**Stated task:** Will you output the entries below exactly, skipping every image they contain?

**Information supplied:**
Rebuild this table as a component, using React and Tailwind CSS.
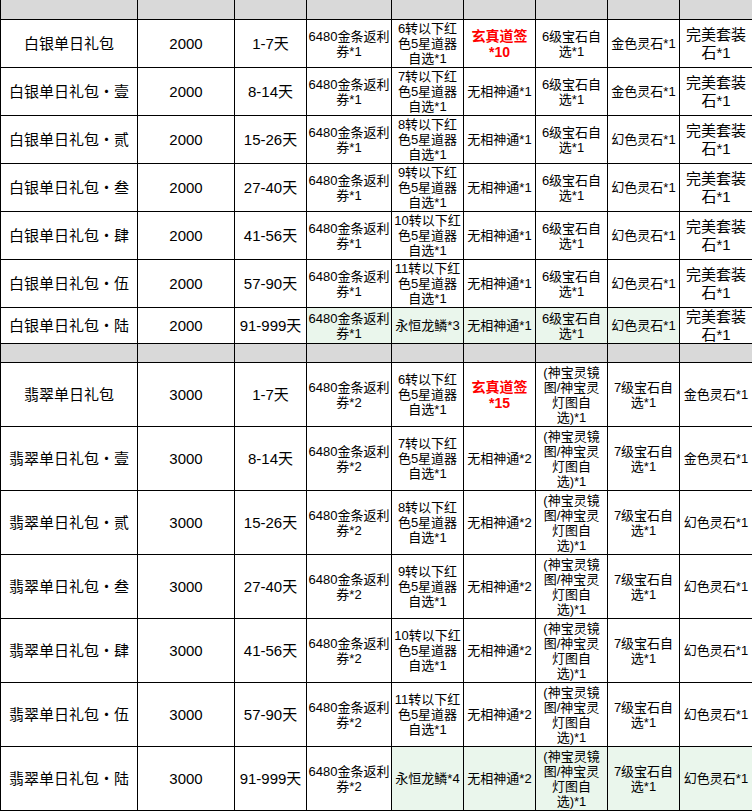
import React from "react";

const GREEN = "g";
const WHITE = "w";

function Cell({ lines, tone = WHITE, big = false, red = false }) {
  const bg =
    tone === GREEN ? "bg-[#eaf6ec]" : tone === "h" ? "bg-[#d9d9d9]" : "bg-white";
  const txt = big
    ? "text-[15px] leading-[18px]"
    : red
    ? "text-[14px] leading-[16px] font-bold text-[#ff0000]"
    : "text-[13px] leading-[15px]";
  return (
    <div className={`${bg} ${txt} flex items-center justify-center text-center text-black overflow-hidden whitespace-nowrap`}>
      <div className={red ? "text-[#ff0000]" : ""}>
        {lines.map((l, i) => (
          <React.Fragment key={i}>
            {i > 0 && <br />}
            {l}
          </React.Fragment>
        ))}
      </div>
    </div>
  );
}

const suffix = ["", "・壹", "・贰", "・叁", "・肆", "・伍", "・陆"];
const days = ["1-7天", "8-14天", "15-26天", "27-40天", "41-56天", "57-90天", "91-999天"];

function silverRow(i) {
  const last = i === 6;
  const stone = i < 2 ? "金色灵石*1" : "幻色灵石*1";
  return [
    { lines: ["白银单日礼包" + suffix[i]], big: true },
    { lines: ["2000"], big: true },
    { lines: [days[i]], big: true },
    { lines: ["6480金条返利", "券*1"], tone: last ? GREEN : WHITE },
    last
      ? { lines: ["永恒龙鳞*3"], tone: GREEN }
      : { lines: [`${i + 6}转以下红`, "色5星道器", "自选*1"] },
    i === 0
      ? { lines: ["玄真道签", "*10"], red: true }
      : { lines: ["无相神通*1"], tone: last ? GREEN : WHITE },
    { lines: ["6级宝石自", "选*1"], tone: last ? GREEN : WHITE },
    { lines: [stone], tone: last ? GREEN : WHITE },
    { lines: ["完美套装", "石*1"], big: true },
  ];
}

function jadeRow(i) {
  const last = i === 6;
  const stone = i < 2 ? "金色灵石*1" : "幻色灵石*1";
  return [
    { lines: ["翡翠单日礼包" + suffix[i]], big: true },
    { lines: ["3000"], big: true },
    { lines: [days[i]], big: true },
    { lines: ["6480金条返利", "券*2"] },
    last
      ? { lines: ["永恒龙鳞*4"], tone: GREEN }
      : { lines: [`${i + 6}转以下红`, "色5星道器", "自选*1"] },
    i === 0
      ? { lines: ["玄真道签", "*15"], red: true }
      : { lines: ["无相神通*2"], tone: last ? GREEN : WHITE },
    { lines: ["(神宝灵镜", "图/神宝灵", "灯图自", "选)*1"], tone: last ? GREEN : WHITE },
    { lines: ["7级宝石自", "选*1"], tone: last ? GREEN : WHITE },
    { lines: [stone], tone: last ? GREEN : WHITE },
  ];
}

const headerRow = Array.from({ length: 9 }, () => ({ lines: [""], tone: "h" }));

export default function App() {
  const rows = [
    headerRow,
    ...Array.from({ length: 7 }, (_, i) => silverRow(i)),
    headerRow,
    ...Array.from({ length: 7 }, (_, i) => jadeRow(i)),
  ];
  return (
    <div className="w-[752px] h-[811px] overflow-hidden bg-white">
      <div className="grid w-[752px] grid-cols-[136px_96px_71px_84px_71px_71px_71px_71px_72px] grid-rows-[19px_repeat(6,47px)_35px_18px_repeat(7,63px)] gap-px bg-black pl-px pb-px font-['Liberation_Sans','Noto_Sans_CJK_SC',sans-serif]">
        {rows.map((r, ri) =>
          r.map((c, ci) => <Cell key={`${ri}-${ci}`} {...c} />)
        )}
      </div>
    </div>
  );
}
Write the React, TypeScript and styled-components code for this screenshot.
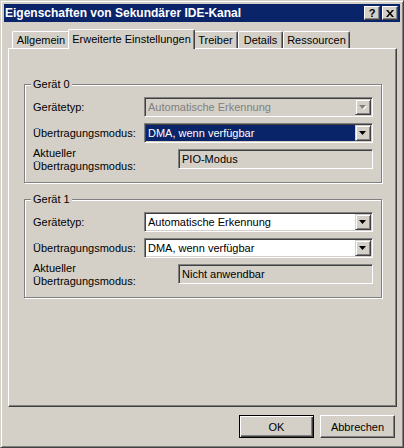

**Correct answer:**
Rebuild this table as a component, using React and Tailwind CSS.
import React from "react";

const GREEN = "g";
const WHITE = "w";

function Cell({ lines, tone = WHITE, big = false, red = false }) {
  const bg =
    tone === GREEN ? "bg-[#eaf6ec]" : tone === "h" ? "bg-[#d9d9d9]" : "bg-white";
  const txt = big
    ? "text-[15px] leading-[18px]"
    : red
    ? "text-[14px] leading-[16px] font-bold text-[#ff0000]"
    : "text-[13px] leading-[15px]";
  return (
    <div className={`${bg} ${txt} flex items-center justify-center text-center text-black overflow-hidden whitespace-nowrap`}>
      <div className={red ? "text-[#ff0000]" : ""}>
        {lines.map((l, i) => (
          <React.Fragment key={i}>
            {i > 0 && <br />}
            {l}
          </React.Fragment>
        ))}
      </div>
    </div>
  );
}

const suffix = ["", "・壹", "・贰", "・叁", "・肆", "・伍", "・陆"];
const days = ["1-7天", "8-14天", "15-26天", "27-40天", "41-56天", "57-90天", "91-999天"];

function silverRow(i) {
  const last = i === 6;
  const stone = i < 2 ? "金色灵石*1" : "幻色灵石*1";
  return [
    { lines: ["白银单日礼包" + suffix[i]], big: true },
    { lines: ["2000"], big: true },
    { lines: [days[i]], big: true },
    { lines: ["6480金条返利", "券*1"], tone: last ? GREEN : WHITE },
    last
      ? { lines: ["永恒龙鳞*3"], tone: GREEN }
      : { lines: [`${i + 6}转以下红`, "色5星道器", "自选*1"] },
    i === 0
      ? { lines: ["玄真道签", "*10"], red: true }
      : { lines: ["无相神通*1"], tone: last ? GREEN : WHITE },
    { lines: ["6级宝石自", "选*1"], tone: last ? GREEN : WHITE },
    { lines: [stone], tone: last ? GREEN : WHITE },
    { lines: ["完美套装", "石*1"], big: true },
  ];
}

function jadeRow(i) {
  const last = i === 6;
  const stone = i < 2 ? "金色灵石*1" : "幻色灵石*1";
  return [
    { lines: ["翡翠单日礼包" + suffix[i]], big: true },
    { lines: ["3000"], big: true },
    { lines: [days[i]], big: true },
    { lines: ["6480金条返利", "券*2"] },
    last
      ? { lines: ["永恒龙鳞*4"], tone: GREEN }
      : { lines: [`${i + 6}转以下红`, "色5星道器", "自选*1"] },
    i === 0
      ? { lines: ["玄真道签", "*15"], red: true }
      : { lines: ["无相神通*2"], tone: last ? GREEN : WHITE },
    { lines: ["(神宝灵镜", "图/神宝灵", "灯图自", "选)*1"], tone: last ? GREEN : WHITE },
    { lines: ["7级宝石自", "选*1"], tone: last ? GREEN : WHITE },
    { lines: [stone], tone: last ? GREEN : WHITE },
  ];
}

const headerRow = Array.from({ length: 9 }, () => ({ lines: [""], tone: "h" }));

export default function App() {
  const rows = [
    headerRow,
    ...Array.from({ length: 7 }, (_, i) => silverRow(i)),
    headerRow,
    ...Array.from({ length: 7 }, (_, i) => jadeRow(i)),
  ];
  return (
    <div className="w-[752px] h-[811px] overflow-hidden bg-white">
      <div className="grid w-[752px] grid-cols-[136px_96px_71px_84px_71px_71px_71px_71px_72px] grid-rows-[19px_repeat(6,47px)_35px_18px_repeat(7,63px)] gap-px bg-black pl-px pb-px font-['Liberation_Sans','Noto_Sans_CJK_SC',sans-serif]">
        {rows.map((r, ri) =>
          r.map((c, ci) => <Cell key={`${ri}-${ci}`} {...c} />)
        )}
      </div>
    </div>
  );
}
Write the React, TypeScript and styled-components code for this screenshot.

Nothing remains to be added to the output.